The country’s balance of trade in goods in January posted a $3.5 billion deficit, lower than the $3.92 billion deficit in January 2019.

Nicholas Antonio Mapa, ING Bank Manila senior economist, said in a statement yesterday the narrowing trade deficit may be another reason why the peso has managed to outpace regional peers, now under pressure on coronavirus disease 2019 (COVID-19) concerns.

“In the coming months however, we can expect a downtrend for both exports and imports as global trade will likely pullback on supply chain disruptions linked to the virus outbreak,” Mapa said.

Total export sales in January was $5.79 billion, an increase of 9.7 percent from the $5.28 billion total export sales a year ago.

Mapa said while the exports growth in January was driven largely by the electronics sector, a drop in demand for these electronic components may be expected in the coming months as the global supply chain remains impaired by work stoppages and depressed demand due to the COVID-19.

“A projected slowdown or contraction in electronics exports will likely drag on the entire export sector in 2020,” Mapa said.

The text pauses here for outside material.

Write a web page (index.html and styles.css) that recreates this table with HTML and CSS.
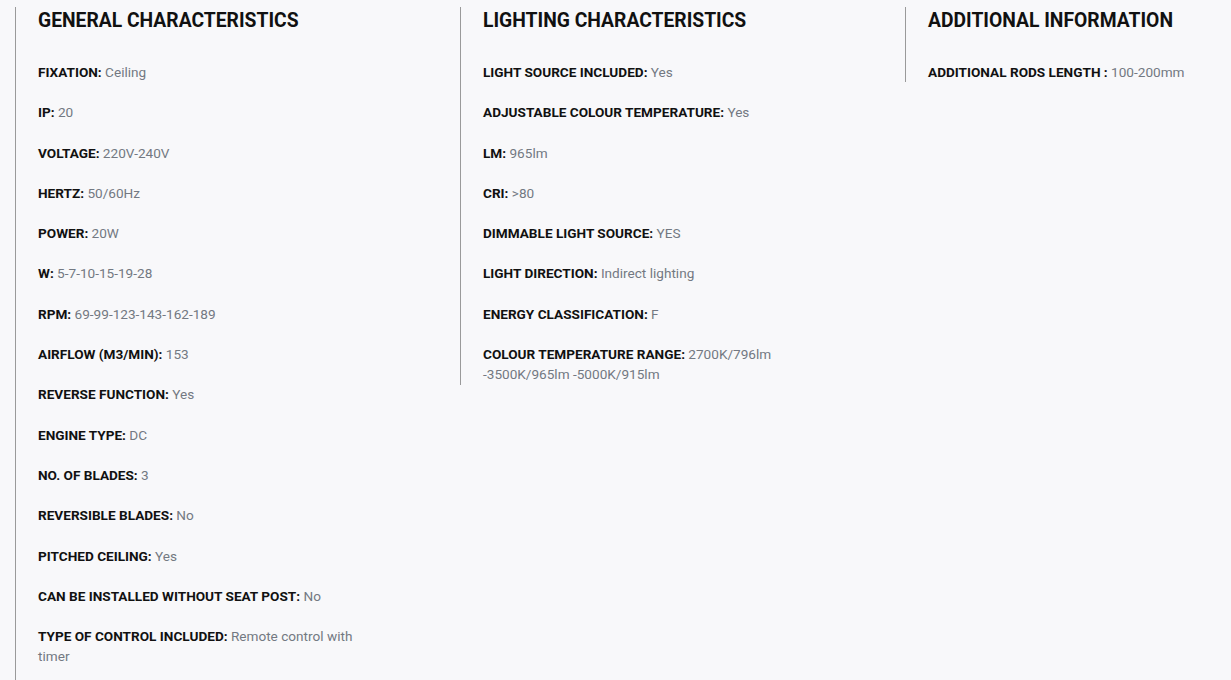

Meanwhile, total imported goods in January also grew, after nine months of consecutive contraction, but by a mere one percent, from $9.2 billion in January last year to $9.29 billion in the same month for 2020.

Mapa said imports posted growth as fuel imports surged 20.2 percent and capital imports inched up 1.7 percent.

Inbound shipments from China jumped 16.4 percent in January, but Mapa said this pace of growth may not be sustained in the near term given logistical concerns and manufacturing shutdown due to the COVID-19 outbreak.

“Imports from China, despite posting a decent rebound in January will likely reverse to contraction with the bulk of these imports being raw materials for construction or re-export. This development may be crucial for the government and its ambitious infrastructure plans as iron and steel are sourced from China which could lead to delays in the government’s construction efforts. Philippine exports may also revert to contraction in the coming months as raw materials used in the re-export of these products fail to arrive and resulting in overall weakness in overall exports,” Mapa said.

“Meanwhile, the substantial drop in crude oil prices due to production increases from major oil players will likely lead to a smaller energy import bill while raw materials, which posted a 3.7 percent drop in January, will likely remain subdued as imports from China slow down,” he added.